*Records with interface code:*

==========

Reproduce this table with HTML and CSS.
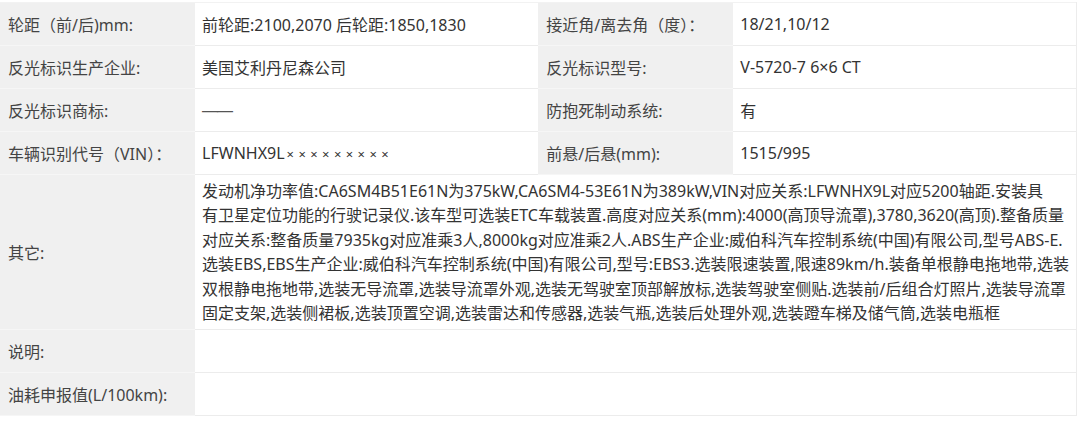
FILE: index.html
```html
<!DOCTYPE html>
<html lang="zh-CN">
<head>
  <meta charset="UTF-8" />
  <meta name="viewport" content="width=device-width, initial-scale=1.0"/>
  <title>车辆参数</title>
  <link rel="stylesheet" href="styles.css">
</head>
<body>
  <table class="spec-table">
    <colgroup>
      <col class="col-label" />
      <col class="col-value" />
      <col class="col-label" />
      <col class="col-value" />
    </colgroup>
    <tr>
      <td class="label">轮距（前/后)mm:</td>
      <td class="value">前轮距:2100,2070 后轮距:1850,1830</td>
      <td class="label">接近角/离去角（度）：</td>
      <td class="value">18/21,10/12</td>
    </tr>
    <tr>
      <td class="label">反光标识生产企业:</td>
      <td class="value">美国艾利丹尼森公司</td>
      <td class="label">反光标识型号:</td>
      <td class="value">V-5720-7 6×6 CT</td>
    </tr>
    <tr>
      <td class="label">反光标识商标:</td>
      <td class="value"><span class="dash">——</span></td>
      <td class="label">防抱死制动系统:</td>
      <td class="value">有</td>
    </tr>
    <tr>
      <td class="label">车辆识别代号（VIN）：</td>
      <td class="value">LFWNHX9L<span class="mask">×××××××××</span></td>
      <td class="label">前悬/后悬(mm):</td>
      <td class="value">1515/995</td>
    </tr>
    <tr class="tall">
      <td class="label">其它:</td>
      <td class="value long" colspan="3">发动机净功率值:CA6SM4B51E61N为375kW,CA6SM4-53E61N为389kW,VIN对应关系:LFWNHX9L对应5200轴距.安装具<br>有卫星定位功能的行驶记录仪.该车型可选装ETC车载装置.高度对应关系(mm):4000(高顶导流罩),3780,3620(高顶).整备质量<br>对应关系:整备质量7935kg对应准乘3人,8000kg对应准乘2人.ABS生产企业:威伯科汽车控制系统(中国)有限公司,型号ABS-E.<br>选装EBS,EBS生产企业:威伯科汽车控制系统(中国)有限公司,型号:EBS3.选装限速装置,限速89km/h.装备单根静电拖地带,选装<br>双根静电拖地带,选装无导流罩,选装导流罩外观,选装无驾驶室顶部解放标,选装驾驶室侧贴.选装前/后组合灯照片,选装导流罩<br>固定支架,选装侧裙板,选装顶置空调,选装雷达和传感器,选装气瓶,选装后处理外观,选装蹬车梯及储气筒,选装电瓶框</td>
    </tr>
    <tr>
      <td class="label">说明:</td>
      <td class="value" colspan="3"></td>
    </tr>
    <tr>
      <td class="label">油耗申报值(L/100km):</td>
      <td class="value" colspan="3"></td>
    </tr>
  </table>
</body>
</html>
```

FILE: styles.css
```css
body {
  margin: 0;
  background: #ffffff;
  font-family: "Noto Sans", "Noto Sans CJK SC", sans-serif;
  font-size: 16px;
  color: #333;
}
.spec-table {
  width: 1077px;
  margin-top: 2px;
  table-layout: fixed;
  border-collapse: collapse;
  border-top: 1px solid #f2f2f2;
  border-right: 1px solid #ececec;
}
.col-label {
  width: 195px;
}
.col-value {
  width: 343px;
}
td {
  height: 43px;
  padding: 0 7px;
  vertical-align: middle;
  white-space: nowrap;
  border-bottom: 1px solid #ececec;
  box-sizing: border-box;
}
.label {
  background: #f0f0f0;
  color: #444;
  padding-left: 8px;
  border-bottom-color: #f6f6f6;
}
.value {
  background: #fff;
  color: #333;
}
.dash {
  font-family: "Liberation Sans", sans-serif;
  letter-spacing: -1px;
  color: #555;
}
.mask {
  margin-left: 2px;
  font-size: 13px;
  letter-spacing: 4.4px;
}
.tall td {
  height: 155px;
}
.long {
  line-height: 24.5px;
}
```
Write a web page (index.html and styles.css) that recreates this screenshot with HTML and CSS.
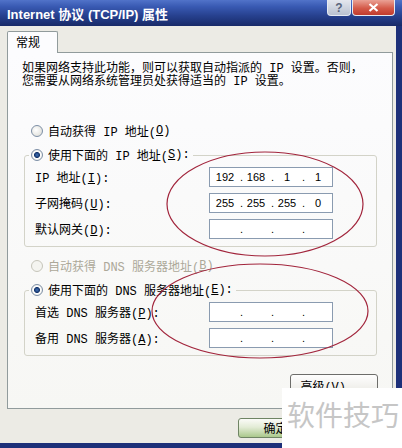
FILE: index.html
```html
<!DOCTYPE html>
<html lang="zh-CN">
<head>
  <meta charset="UTF-8" />
  <title>Internet 协议 (TCP/IP) 属性</title>
  <link rel="stylesheet" href="styles.css">
</head>
<body>
  <div class="window">
    <div class="titlebar">
      <span class="title">Internet 协议 (TCP/IP) 属性</span>
      <div class="caption-btns">
        <span class="cap-btn help">?</span>
        <span class="cap-btn close">
          <svg width="11" height="9" viewBox="0 0 11 9"><path d="M1.5 1 L9.5 8 M9.5 1 L1.5 8" stroke="#fff" stroke-width="2.2" fill="none"/></svg>
        </span>
      </div>
    </div>

    <div class="client">
      <div class="tabs"><span class="tab">常规</span></div>
      <div class="panel">
        <p class="intro">如果网络支持此功能，则可以获取自动指派的 IP 设置。否则，<br>您需要从网络系统管理员处获得适当的 IP 设置。</p>

        <div class="radio-row first"><span class="radio"></span>自动获得 IP 地址(<u>O</u>)</div>
        <fieldset class="group">
          <legend class="radio-row"><span class="radio checked"></span>使用下面的 IP 地址(<u>S</u>):</legend>
          <div class="field-row">
            <span>IP 地址(<u>I</u>):</span>
            <div class="ip"><span class="oct">192</span><span class="dot">.</span><span class="oct">168</span><span class="dot">.</span><span class="oct">1</span><span class="dot">.</span><span class="oct">1</span></div>
          </div>
          <div class="field-row">
            <span>子网掩码(<u>U</u>):</span>
            <div class="ip"><span class="oct">255</span><span class="dot">.</span><span class="oct">255</span><span class="dot">.</span><span class="oct">255</span><span class="dot">.</span><span class="oct">0</span></div>
          </div>
          <div class="field-row">
            <span>默认网关(<u>D</u>):</span>
            <div class="ip"><span class="oct"></span><span class="dot">.</span><span class="oct"></span><span class="dot">.</span><span class="oct"></span><span class="dot">.</span><span class="oct"></span></div>
          </div>
        </fieldset>

        <div class="radio-row disabled"><span class="radio"></span>自动获得 DNS 服务器地址(<u>B</u>)</div>
        <fieldset class="group">
          <legend class="radio-row"><span class="radio checked"></span>使用下面的 DNS 服务器地址(<u>E</u>):</legend>
          <div class="field-row">
            <span>首选 DNS 服务器(<u>P</u>):</span>
            <div class="ip"><span class="oct"></span><span class="dot">.</span><span class="oct"></span><span class="dot">.</span><span class="oct"></span><span class="dot">.</span><span class="oct"></span></div>
          </div>
          <div class="field-row">
            <span>备用 DNS 服务器(<u>A</u>):</span>
            <div class="ip"><span class="oct"></span><span class="dot">.</span><span class="oct"></span><span class="dot">.</span><span class="oct"></span><span class="dot">.</span><span class="oct"></span></div>
          </div>
        </fieldset>

        <div class="panel-actions"><button class="btn advanced">高级(<u>V</u>)...</button></div>
      </div>
      <div class="dialog-actions"><button class="btn default">确定</button></div>
    </div>

    <!-- red marks drawn over the screenshot -->
    <svg class="marks" width="402" height="448" viewBox="0 0 402 448">
      <ellipse cx="265" cy="204" rx="98" ry="52" />
      <ellipse cx="260" cy="311" rx="108" ry="47" />
    </svg>
    <div class="watermark">软件技巧</div>
  </div>
</body>
</html>
```

FILE: styles.css
```css
body {
  margin: 0;
  font: 12px "Liberation Mono", "Noto Sans CJK SC", monospace;
  color: #000;
  background: #ecebe5;
}
.window {
  width: 402px;
  height: 448px;
  position: relative;
  overflow: hidden;
  display: flex;
  flex-direction: column;
}
.titlebar {
  height: 26px;
  flex: none;
  display: flex;
  background: linear-gradient(#5173c9 0%, #395ab3 25%, #27418f 60%, #182a68 100%);
}
.title {
  padding: 7px 0 0 7px;
  color: #fff;
  font: bold 13px/15px "Liberation Sans", "Noto Sans CJK SC", sans-serif;
}
.caption-btns {
  margin-left: auto;
  margin-right: 7px;
  display: flex;
  gap: 1px;
}
.cap-btn {
  height: 16px;
  box-sizing: border-box;
  border: 1px solid #e6eaf2;
  border-top: none;
  border-radius: 0 0 4px 4px;
  display: flex;
  align-items: center;
  justify-content: center;
}
.help {
  width: 24px;
  background: linear-gradient(#e4e7ee, #b9c1d0);
  color: #59647c;
  font: bold 12px "Liberation Sans", sans-serif;
}
.close {
  width: 43px;
  background: linear-gradient(#eaa195, #d45a49 55%, #c13b2d);
}
.client {
  flex: 1;
  border-right: 6px solid #1d3079;
  border-bottom: 5px solid #1d3079;
  padding: 5px 3px 0 7px;
}
.tabs {
  height: 21px;
  display: flex;
}
.tab {
  position: relative;
  z-index: 1;
  width: 51px;
  height: 22px;
  box-sizing: border-box;
  border: 1px solid #919b9c;
  border-bottom: none;
  border-radius: 2px 2px 0 0;
  padding-left: 8px;
  line-height: 20px;
  background: #fcfcfe;
  font-family: "Noto Sans CJK SC", sans-serif;
}
.panel {
  height: 357px;
  box-sizing: border-box;
  border: 1px solid #919b9c;
  background: linear-gradient(#fcfcfe, #f7f7f4);
}
.intro {
  margin: 10px 0 0 14px;
  line-height: 13px;
  white-space: nowrap;
}
.radio-row {
  display: flex;
  align-items: center;
  height: 16px;
  margin-left: 23px;
  white-space: nowrap;
}
.radio-row.first {
  margin-top: 34px;
}
.radio-row.disabled {
  margin-top: 11px;
  color: #aca899;
}
.radio {
  flex: none;
  width: 12px;
  height: 12px;
  box-sizing: border-box;
  margin-right: 5px;
  border: 1px solid #7d8fa6;
  border-radius: 50%;
  background: radial-gradient(circle at 40% 40%, #ffffff, #d9d9d2);
}
.radio.checked {
  background: radial-gradient(circle, #3f72b8 0, #17366c 2.6px, #ffffff 3.4px, #d9d9d2 100%);
}
.disabled .radio {
  border-color: #c6c5ba;
  background: #f4f4f0;
}
.group {
  margin: 8px 15px 0 16px;
  padding: 4px 0 7px;
  min-width: 0;
  border: 1px solid #d3d3c8;
  border-radius: 3px;
}
.group legend.radio-row {
  margin-left: 4px;
  padding: 0 3px 0 2px;
}
.field-row {
  display: grid;
  grid-template-columns: 174px 124px;
  align-items: center;
  height: 20px;
  padding-left: 10px;
  white-space: nowrap;
}
.field-row + .field-row {
  margin-top: 6px;
}
.ip {
  height: 20px;
  box-sizing: border-box;
  display: flex;
  align-items: center;
  padding-left: 2px;
  border: 1px solid #8a9bb0;
  background: #fff;
  font: 11px "Liberation Sans", sans-serif;
}
.oct {
  width: 26px;
  text-align: center;
}
.dot {
  width: 5px;
  text-align: right;
}
.panel-actions {
  display: flex;
  justify-content: flex-end;
  margin: 18px 14px 0 0;
}
.btn {
  font: 12px "Liberation Mono", "Noto Sans CJK SC", monospace;
  color: #000;
  height: 23px;
  padding: 0;
  border: 1px solid #6d6d6a;
  border-radius: 3px;
  background: linear-gradient(#fefefe, #ecebe6 80%, #d7d3ca);
}
.advanced {
  width: 88px;
}
.dialog-actions {
  display: flex;
  padding: 9px 0 0 231px;
}
.default {
  width: 75px;
  height: 20px;
  border-color: #6f8464;
  background: linear-gradient(#fbfbf8, #e3ecd6 45%, #aac88c);
}
.marks {
  position: absolute;
  left: 0;
  top: 0;
  pointer-events: none;
}
.marks ellipse {
  fill: none;
  stroke: #a2253c;
  stroke-width: 1.2;
}
.watermark {
  position: absolute;
  left: 282px;
  top: 388px;
  right: 0;
  bottom: 0;
  padding-left: 5px;
  background: #fff;
  color: #c6c6c6;
  font: 28px/52px "Noto Sans CJK SC", sans-serif;
  white-space: nowrap;
}
```
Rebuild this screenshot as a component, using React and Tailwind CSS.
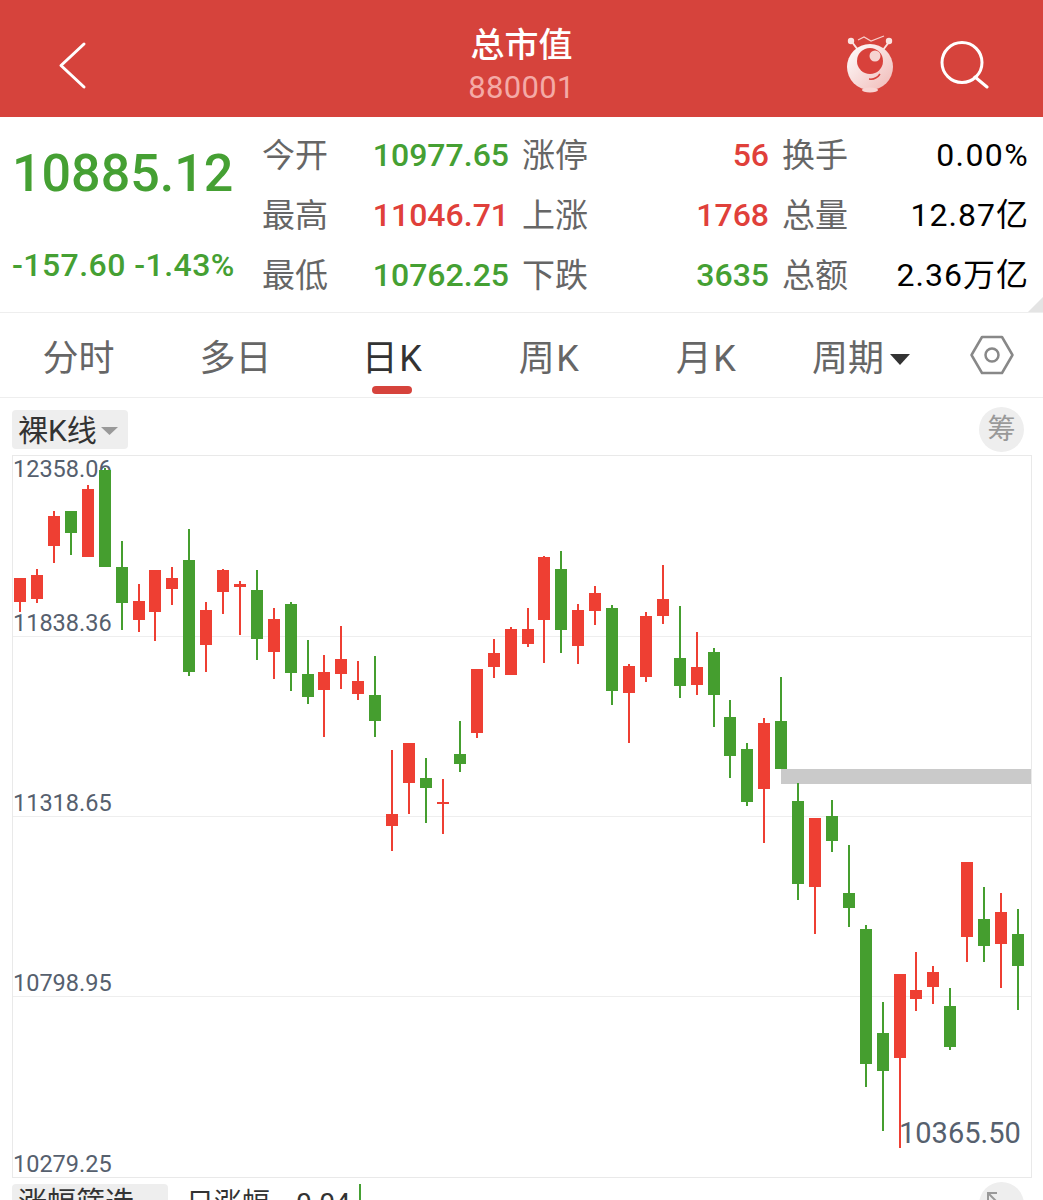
const CANDLES = [
  [20, 578, 612, 578, 602, "r"], [37, 569, 603, 575, 599, "r"], [54, 511, 563, 516, 546, "r"], [71, 511, 555, 511, 533, "g"],
  [88, 485, 557, 489, 557, "r"], [105, 468, 567, 470, 567, "g"], [122, 541, 630, 567, 603, "g"], [139, 584, 632, 601, 620, "r"],
  [155, 570, 641, 570, 612, "r"], [172, 567, 605, 578, 589, "r"], [189, 529, 676, 560, 672, "g"], [206, 602, 672, 610, 645, "r"],
  [223, 569, 614, 570, 592, "r"], [240, 581, 635, 584, 587, "r"], [257, 570, 660, 590, 639, "g"], [274, 608, 679, 619, 652, "r"],
  [291, 602, 691, 604, 673, "g"], [308, 640, 704, 674, 697, "g"], [324, 655, 737, 672, 690, "r"], [341, 626, 689, 659, 674, "r"],
  [358, 661, 700, 681, 694, "r"], [375, 656, 737, 695, 721, "g"], [392, 750, 851, 814, 826, "r"], [409, 743, 814, 743, 783, "r"],
  [426, 758, 823, 778, 788, "g"], [443, 779, 834, 802, 804, "r"], [460, 721, 772, 754, 764, "g"], [477, 669, 738, 669, 733, "r"],
  [494, 639, 678, 653, 667, "r"], [511, 627, 675, 629, 675, "r"], [528, 608, 647, 629, 644, "r"], [544, 556, 663, 557, 620, "r"],
  [561, 551, 653, 569, 630, "g"], [578, 604, 664, 610, 646, "r"], [595, 586, 625, 593, 611, "r"], [612, 605, 705, 608, 691, "g"],
  [629, 664, 743, 666, 693, "r"], [646, 612, 682, 616, 677, "r"], [663, 565, 624, 599, 616, "r"], [680, 606, 698, 658, 686, "g"],
  [697, 632, 695, 667, 685, "r"], [714, 648, 727, 652, 695, "g"], [730, 700, 778, 717, 756, "g"], [747, 743, 806, 749, 802, "g"],
  [764, 718, 843, 723, 789, "r"], [781, 677, 769, 721, 769, "g"], [798, 783, 900, 801, 884, "g"], [815, 818, 934, 818, 887, "r"],
  [832, 800, 852, 816, 841, "g"], [849, 845, 927, 893, 908, "g"], [866, 925, 1087, 929, 1064, "g"], [883, 1002, 1131, 1033, 1071, "g"],
  [900, 974, 1148, 974, 1058, "r"], [916, 952, 1011, 990, 999, "r"], [933, 966, 1004, 972, 987, "r"], [950, 988, 1050, 1006, 1047, "g"],
  [967, 862, 962, 862, 937, "r"], [984, 887, 962, 919, 946, "g"], [1001, 893, 988, 912, 944, "r"], [1018, 909, 1010, 934, 966, "g"],
];

const STATS = [
  [["今开", "10977.65", "text-[#45a033]"], ["涨停", "56", "text-[#e0403a]"], ["换手", "0.00%", "text-black font-normal tracking-[1.4px]"]],
  [["最高", "11046.71", "text-[#e0403a]"], ["上涨", "1768", "text-[#e0403a]"], ["总量", "12.87亿", "text-black font-normal tracking-[1px]"]],
  [["最低", "10762.25", "text-[#45a033]"], ["下跌", "3635", "text-[#45a033]"], ["总额", "2.36万亿", "text-black font-normal tracking-[1px]"]],
];

function Mascot() {
  return (
    <svg width="48" height="64" viewBox="845 34 48 64" fill="none">
      <defs>
        <linearGradient id="face" x1="0" y1="0" x2="1" y2="1">
          <stop offset="0" stopColor="#ffffff" />
          <stop offset="1" stopColor="#f0b9b6" />
        </linearGradient>
      </defs>
      <path d="M851 43 L857 51 M888 43 L882 51" stroke="#fbe3e1" strokeWidth="2" />
      <circle cx="850" cy="42" r="3.2" fill="#fbe3e1" />
      <circle cx="888" cy="42" r="3.2" fill="#fbe3e1" />
      <path d="M857 41 L863 38 L870 42 L883 37" stroke="#f8cfcc" strokeWidth="1.2" />
      <circle cx="869" cy="68" r="23" fill="url(#face)" />
      <circle cx="869" cy="62" r="13" fill="#d8413b" />
      <circle cx="874" cy="57" r="5.5" fill="#f6d3d1" />
      <path d="M868 80 Q875 81 879 75" stroke="#d8413b" strokeWidth="1.5" />
      <ellipse cx="869" cy="91" rx="8" ry="2.5" fill="#f8d5d3" />
    </svg>
  );
}

function Chart() {
  return (
    <svg className="absolute inset-0 w-full h-full" viewBox="13 456 1018 721">
      <rect x="781" y="769" width="250" height="15" fill="#cacaca" />
      {CANDLES.map(([x, high, low, top, bottom, c]) => (
        <g key={x} fill={c === "r" ? "#ee3f33" : "#459e2f"}>
          <rect x={x - 1} y={high} width="2" height={low - high} />
          <rect x={x - 6} y={top} width="12" height={bottom - top} />
        </g>
      ))}
    </svg>
  );
}

export default function App() {
  return (
    <div className="relative w-[1043px] h-[1200px] overflow-hidden bg-white font-['Roboto','Noto_Sans_CJK_SC',sans-serif]">
      {/* header */}
      <div className="relative h-[117px] pt-[12px] bg-[#d6433c] flex items-center justify-between">
        <svg className="ml-[56px]" width="32" height="50" viewBox="56 40 32 50" fill="none">
          <path d="M84 44 L61 65.5 L84 87" stroke="#fff" strokeWidth="3" strokeLinecap="round" strokeLinejoin="round" />
        </svg>
        <div className="absolute left-0 right-0 top-[26px] flex flex-col items-center">
          <div className="text-[34px] leading-[38px] font-medium text-white">总市值</div>
          <div className="mt-[5px] text-[31px] leading-[38px] text-[#f4aaa6] tracking-[0.3px]">880001</div>
        </div>
        <div className="flex items-center mr-[54px] gap-[45px]">
          <Mascot />
          <svg width="50" height="50" viewBox="939 40 50 50" fill="none">
            <circle cx="962" cy="62.5" r="20" stroke="#fff" strokeWidth="3" />
            <path d="M975 77 L987 87" stroke="#fff" strokeWidth="3" strokeLinecap="round" />
          </svg>
        </div>
      </div>

      {/* stats */}
      <div className="relative h-[196px] border-b border-[#eeeeee] flex">
        <div className="w-[262px] pl-3">
          <div className="pt-[23px] text-[52px] leading-[68px] font-medium text-[#45a033]">10885.12</div>
          <div className="mt-[37px] text-[32px] leading-[40px] font-medium text-[#45a033] whitespace-nowrap tracking-[0.45px]">-157.60 -1.43%</div>
        </div>
        <div className="pt-2 w-[767px] grid grid-cols-3 gap-x-[13px] auto-rows-[60px] text-[32px] font-medium">
          {STATS.flat().map(([label, value, color]) => (
            <div key={label} className="flex items-center justify-between whitespace-nowrap">
              <span className="mt-[2px] text-[#666666] text-[33px] font-normal">{label}</span>
              <span className={color}>{value}</span>
            </div>
          ))}
        </div>
        <svg className="absolute right-0 bottom-0" width="15" height="15" viewBox="0 0 15 15">
          <path d="M15 0 L15 15 L0 15 Z" fill="#e4e4e4" />
        </svg>
      </div>

      {/* tabs */}
      <div className="relative h-[85px] pt-[8px] border-b border-[#eeeeee] flex items-center text-[36px] text-[#666666]">
        <div className="w-[157px] text-center">分时</div>
        <div className="w-[157px] text-center">多日</div>
        <div className="relative w-[157px] text-center text-[#333333] tracking-[1.5px]">
          日K
          <div className="absolute left-[58px] top-[54px] w-[40px] h-[8px] rounded-full bg-[#d6433c]" />
        </div>
        <div className="w-[157px] text-center tracking-[1.5px]">周K</div>
        <div className="w-[157px] text-center tracking-[1.5px]">月K</div>
        <div className="w-[157px] flex items-center justify-center pr-[5px]">
          周期
          <svg className="ml-[6px]" width="20" height="11" viewBox="0 0 20 11">
            <path d="M0 0 L20 0 L10 11 Z" fill="#333" />
          </svg>
        </div>
        <svg className="ml-[28px] -mt-[8px]" width="44" height="40" viewBox="969 335 44 40" fill="none">
          <path d="M970.5 355 L981 337 L1001 337 L1011.5 355 L1001 373 L981 373 Z" stroke="#888" strokeWidth="2.5" strokeLinejoin="round" />
          <circle cx="991" cy="355" r="6.5" stroke="#888" strokeWidth="2.5" />
        </svg>
      </div>

      {/* toolbar */}
      <div className="h-[57px] pt-[5px] pl-3 pr-[19px] flex items-center justify-between">
        <div className="w-[116px] h-[39px] pl-[6px] pt-[3px] bg-[#eeeeee] rounded flex items-center text-[30px] text-[#333333]">
          裸K线
          <svg className="ml-[4px]" width="17" height="8" viewBox="0 0 17 8">
            <path d="M0 0 L17 0 L8.5 8 Z" fill="#999" />
          </svg>
        </div>
        <div className="w-[45px] h-[45px] pt-[2px] rounded-full bg-[#eeeeee] flex items-center justify-center text-[28px] text-[#999999]">筹</div>
      </div>

      {/* chart */}
      <div className="relative ml-3 w-[1020px] border border-[#e9e9e9] text-[23.5px] leading-[26px] text-[#56606e]">
        <div className="h-[181px] border-b border-[#eeeeee] flex flex-col justify-between">
          <div>12358.06</div>
          <div>11838.36</div>
        </div>
        <div className="h-[180px] border-b border-[#eeeeee] flex items-end">11318.65</div>
        <div className="h-[180px] border-b border-[#eeeeee] flex items-end">10798.95</div>
        <div className="h-[180px] flex items-end">10279.25</div>
        <Chart />
        <div className="absolute left-[886px] top-[662px] text-[#56606e] text-[29px] leading-[30px]">10365.50</div>
      </div>

      {/* bottom row */}
      <div className="relative mt-[6px] pl-3 flex items-start text-[#333333]">
        <div className="w-[156px] h-[40px] pl-[6px] bg-[#eeeeee] rounded flex items-center text-[29px]">涨幅筛选</div>
        <div className="ml-[18px] mt-[2px] text-[28px] leading-[36px] whitespace-nowrap">日涨幅</div>
        <div className="ml-[26px] mt-[2px] text-[28px] leading-[36px]">0.04</div>
        <div className="ml-[8px] w-[2px] h-[20px] bg-[#45a033]" />
        <div className="absolute right-[19px] -top-[2px] w-[45px] h-[45px] rounded-full bg-[#eeeeee] pl-[6px] pt-[8px]">
          <svg width="18" height="18" viewBox="0 0 18 18" fill="none">
            <path d="M3 12 L3 3 L12 3 M3 3 L15 15" stroke="#999" strokeWidth="2" />
          </svg>
        </div>
      </div>
    </div>
  );
}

==========

*Job:*
Reproduce each line of the entries in which the word "screenshot" is found.

*Correct response:*
Write a web page (index.html and styles.css) that recreates this screenshot with HTML and CSS.
    <!-- red marks drawn over the screenshot -->
Rebuild this screenshot as a component, using React and Tailwind CSS.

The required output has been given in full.